Localization based superresolution microscopy (there are other superresolution methods as well) gets around this limit in a clever way. Imagine that you have a room full of people that you can’t see, but that the room is laced with directional microphones. Randomly, someone shouts; using the microphones and some complicated analysis, you find where that voice (probably) came from. Again, someone shouts; you again find that person. And so on, until you gather a good set of information about where each person is. You can even call this an “image.” For superresolution microscopy, we do this with light. From our review:
Figure 1 from this paper: Schematic illustration of localization-based superresolution imaging. (a) A hypothetical object with spatial structure at scales smaller than the wavelength of light. Orange circles indicate fluorophores [i.e. things emitting light]. (b) Conventional fluorescence imaging of the structure in panel a, with diffraction making the fine structure unresolvable. (c) Fluorescence imaging of a stochastically activated subset of the fluorophores. [In other words, a few people yelling — following our analogy above.] (d) Image analysis revealing the positions of the fluorophores in panel c. (e) Repeated imaging of sparse subsets of fluorophores, ideally yielding the positions of all the fluorophores and thereby providing superresolution imaging of the object. In panels b and c, pixelation and noise are not depicted. The scale bar is half the wavelength of the imaged light.
This was first proposed by Eric Betzig in the mid 1990s, and was implemented by a few groups (including Betzig’s) in 2006.
Though it sounds simple, going from [c] to [d] in the above figure is challenging. Really, one’s camera image of single molecules looks like this, blurry, noisy, and pixelated:
Figure 2: Simulated CCD image of three fluorophores (wavelength 530 nm, scale 100 nm/pixel, and N ≈ 400 photons). Orange circles indicate the true fluorophore positions. Blue lines show 5 × 5 pixel regions of interest centered at the three brightest local intensity maxima. [In other words: the actual single molecules are at the orange dots; this gives an image that looks like the gray one shown. From just the gray image, could you guess where the orange dots are? How accurately?]
How do we determine the location of the molecule that gives the above image? How accurately can this be done? The first question is one that I’ve explored (and that if I had more time, I’d explore more…); the second is the subject of our review paper, and also a few other recent review papers [link1, link2].

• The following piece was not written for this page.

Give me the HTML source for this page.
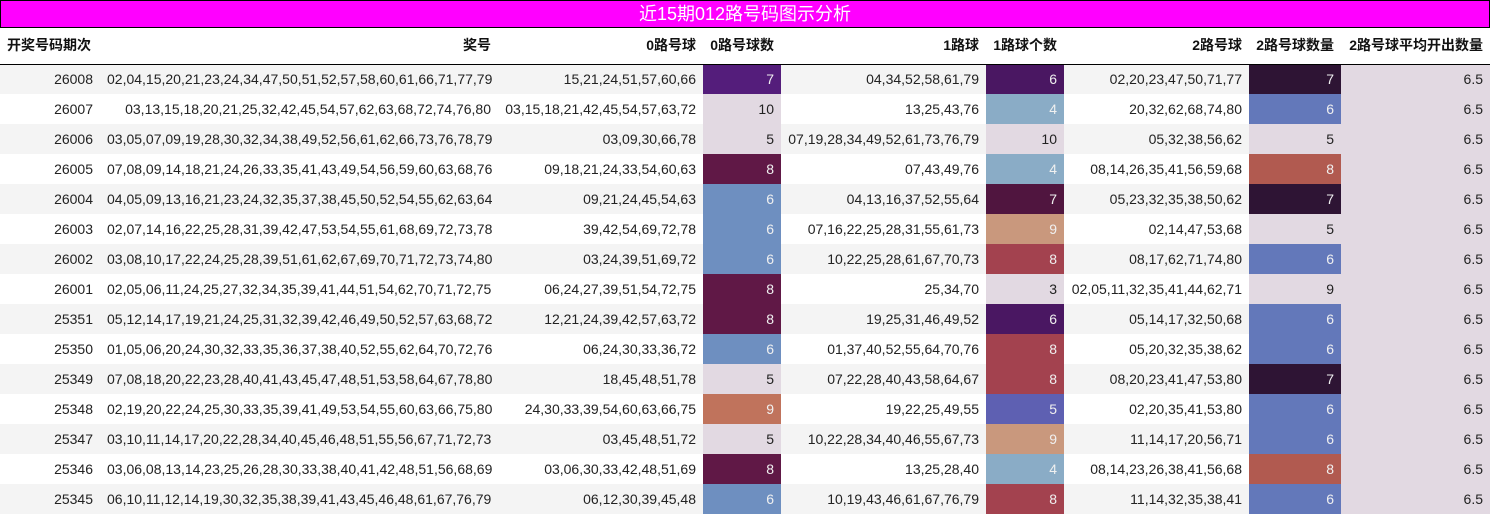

Super-resolution microscopy has attracted a lot of attention in recent years. It’s fascinating that it’s an imaging technique that doesn’t give an image, but rather that yields a set of estimates of point positions, from which the experimenter has the task of constructing a statistically valid representation of the underlying object. This construction isn’t trivial, and it gets even more challenging if one wants to answer questions like “are these 10 molecules in a cluster, or 10 glimpses of the same molecule?”
Of course no imaging technique reveals an object as it “really” is, but rather reflects some imperfect flow of information from a source, through a measuring device, and to a detector, all of which deform and distort the signal in complex ways. But with localization-based superresolution imaging, the complexity of the connection between object and image is especially evident.